The argument whether MQM has become a fascist party has gone beyond hearsay. Virtually every human rights organization, Canadian government, and now even European Union's Election Observation Mission (EOM) has recognized MQM to be a militant organization. In its final report on the 2008 elections, EOM clearly stated how MQM implants racist sentiments, “The agenda of this largely secular party focuses on issues relating to regional autonomy and opposition to Punjabi dominance.” Then the report went over MQM's taste for violence, “The MQM has a reputation for strong control, sometimes including the use of force, violence and intimidation.” (Page 15)

Virtually every political pundit and every politician is of the opinion: bring MQM into mainstream politics. Frankly, it's exactly the wrong approach. Why? The answer is quite obvious, but for some reason it eludes the brightest political minds. It is a common knowledge that MQM is more than a political party; rather it's a cult that revolves around Altaf Hussain. If you remove Altaf, MQM will be left with only hundreds hooligans, also known as the party workers. Unlike other mainstream parties, like PPP and PML-N, the MQM has no middle tier or lower tier leadership. The joke is if you take away the phone, on which Altaf addresses his followers cum hostages, the party will cease to exist. The reality is not that far removed from the joke. Since Lord Altaf and his absconding cronies are luxuriously living abroad, the only way for them to issue their edicts is through phones and/or other electronic medium; sever the lines and the party will be left paralyzed, like a decapitated snake. Because the sole purpose of its leaderless-foot-soldiers in Pakistan is to enforce Lord Altaf's decrees to the letter.

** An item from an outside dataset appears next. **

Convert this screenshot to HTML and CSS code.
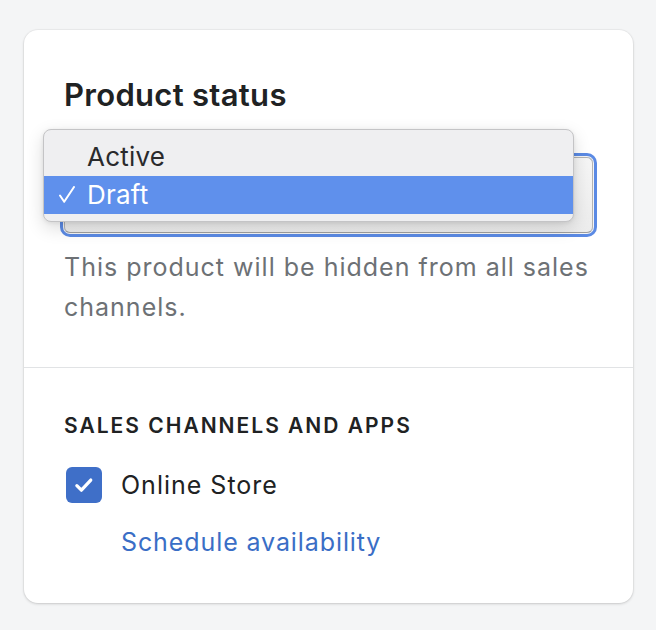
FILE: index.html
```html
<!DOCTYPE html>
<html lang="en">
<head>
<meta charset="utf-8">
<title>Product status</title>
<link rel="stylesheet" href="styles.css">
</head>
<body>
<div class="card">
  <section class="section">
    <h2 class="title">Product status</h2>
    <div class="select-wrap">
      <div class="select"></div>
      <ul class="menu">
        <li class="option">Active</li>
        <li class="option selected"><svg class="check" viewBox="0 0 16 17" width="16" height="17"><path d="M1 9.5l4.2 6.3L15 1" fill="none" stroke="#fff" stroke-width="2" stroke-linecap="round" stroke-linejoin="round"/></svg>Draft</li>
      </ul>
    </div>
    <p class="help">This product will be hidden from all sales channels.</p>
  </section>
  <section class="section section-channels">
    <h3 class="subheading">SALES CHANNELS AND APPS</h3>
    <div class="channel">
      <span class="checkbox">
        <svg viewBox="0 0 20 20" width="26" height="26"><path d="M4.5 10.5l3.5 3.5 7.2-7.8" fill="none" stroke="#fff" stroke-width="2.5" stroke-linecap="round" stroke-linejoin="round"/></svg>
      </span>
      <span class="channel-name">Online Store</span>
    </div>
    <a class="link" href="#">Schedule availability</a>
  </section>
</div>
</body>
</html>
```
FILE: styles.css
```css
* { box-sizing: border-box; }
html, body { margin: 0; padding: 0; }
body {
  background: #f4f5f6;
  font-family: Inter, "Liberation Sans", sans-serif;
  color: #202223;
  width: 656px;
  height: 630px;
  overflow: hidden;
}
.card {
  margin: 30px 0 0 24px;
  width: 609px;
  height: 573px;
  background: #fff;
  border-radius: 14px;
  box-shadow: 0 1px 3px rgba(0,0,0,0.16), 0 0 0 1px rgba(0,0,0,0.03);
}
.section { padding: 45px 40px 40px; }
.title {
  margin: 0;
  font-size: 31px;
  line-height: 40px;
  font-weight: 600;
  letter-spacing: 0.3px;
}
.select-wrap {
  position: relative;
  margin-top: 42px;
}
.select {
  height: 76px;
  border: 1px solid #b3b3b3;
  border-bottom-color: #9e9e9e;
  border-radius: 6px;
  background: linear-gradient(#f6f6f6, #ececec);
  box-shadow: 0 0 0 1px #f4f4f4, 0 0 0 4px #5b8ae4;
}
.menu {
  position: absolute;
  left: -21px;
  top: -28px;
  width: 531px;
  height: 93px;
  margin: 0;
  padding: 8px 0;
  list-style: none;
  background: #efeff1;
  border: 1px solid #c4c4c6;
  border-radius: 8px;
  box-shadow: 0 6px 18px rgba(0,0,0,0.14), 0 1px 4px rgba(0,0,0,0.08);
}
.option {
  position: relative;
  height: 38px;
  line-height: 38px;
  padding-left: 43px;
  font-size: 26px;
  letter-spacing: 0.2px;
  color: #2a2a2c;
}
.option.selected {
  background: #5f90ec;
  color: #fff;
}
.check {
  position: absolute;
  left: 15px;
  top: 10px;
}
.help {
  margin: 14px 0 0;
  font-size: 25px;
  line-height: 40px;
  letter-spacing: 1px;
  color: #6d7175;
}
.section-channels {
  border-top: 1px solid #e1e3e5;
  padding: 44px 40px 42px;
}
.subheading {
  margin: 0;
  font-size: 21px;
  line-height: 28px;
  font-weight: 600;
  letter-spacing: 2px;
}
.channel {
  display: flex;
  align-items: center;
  gap: 19px;
  margin-top: 27px;
  padding-left: 2px;
}
.checkbox {
  width: 36px;
  height: 36px;
  border-radius: 6px;
  background: #3f6fc8;
  display: flex;
  align-items: center;
  justify-content: center;
}
.channel-name {
  font-size: 25px;
  line-height: 36px;
  letter-spacing: 1px;
}
.link {
  display: block;
  margin-top: 21px;
  margin-left: 57px;
  font-size: 25px;
  line-height: 36px;
  letter-spacing: 0.9px;
  color: #3a6ec6;
  text-decoration: none;
}
```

However, what perplexes one's mind is the question, why no one in the mainstream media (electronic and newspapers) ever puts extremely vital questions to the MQM supporters:

1. Why the MQM is allowed to remain under the iron-grip of a British citizen, namely Altaf Hussain, who has also repeatedly renounced the creation of Pakistan?

2. Do they think Altaf Hussain should be tried for the crime of high-treason for renouncing the creation of Pakistan, asking the Indians to intervene in the Pakistani affairs, and that too in front of an Indian audience?

3. Why doesn't MQM leadership, especially Altaf Hussain return to Pakistan? His party was in the local, central and the Sindh governments for the last five years. The Army chief cum the President is also their ally; then what is he afraid of? Why these absconders haven't set a foot in Pakistan in last 18 years? Why don't they show their faces to their constituents?

4. If Altaf Hussain can fly over Pakistan to land in India to renounce the creation of Pakistan then would it have been too much trouble for him to land in Pakistan too to see his constituents for even couple of hours?

5. Why doesn’t MQM leadership renounce violence instead of issuing threats every other day?

6. Why do the Canadian government, EOM and the human rights organizations call MQM a terrorist party?

7. Do they think Mohajir Pakistanis deserve a competent and sincere leadership, or would they rather remain hostages to MQM's racist leaders, whose only job is to dictate the commands of a British national/agent at the gun-point?

One can understand why the media persons are afraid to put such questions directly to Lord Altaf, because their very lives may depend on his mood, but it's nothing short of hypocrisy of media for not laying these questions to the constituents or supporters of the MQM. Nevertheless, it is established that MQM/Altaf Hussain are synonymous with terror. Hardly a day goes by when Altaf doesn't issue threats, which reinforces the fact that he does not and will not part ways with politics of terror.

Altaf is set in his ways of running MQM in the same manner as a Don of Mafia does. It is also obvious that the party’s survival depends on Altaf, and politics of division/racism and terrorism.

Therefore, it is a totally useless idea to try to bring a person specific militant party into mainstream. What we need to do is, declare MQM as a defunct party, and most importantly to bring Karachiites back under the wings of mainstream parties, like they were before the MQM’s vicious reign of terror. If for any reason the Pakistani Mohajirs are skeptical of the so-called ‘Punjabi dominance’ then they can join parties like the PPP, which is well known for being open to the minorities and had won seats in all provinces.

Pakistan in large, and Karachi in specific, deserves a sigh of relief from MQM’s curse. The only practical way to break Karachi's curse is to read MQM its final rites. May Allah allow the party Dons rest in peace and luxury on Her Majesty's treasury?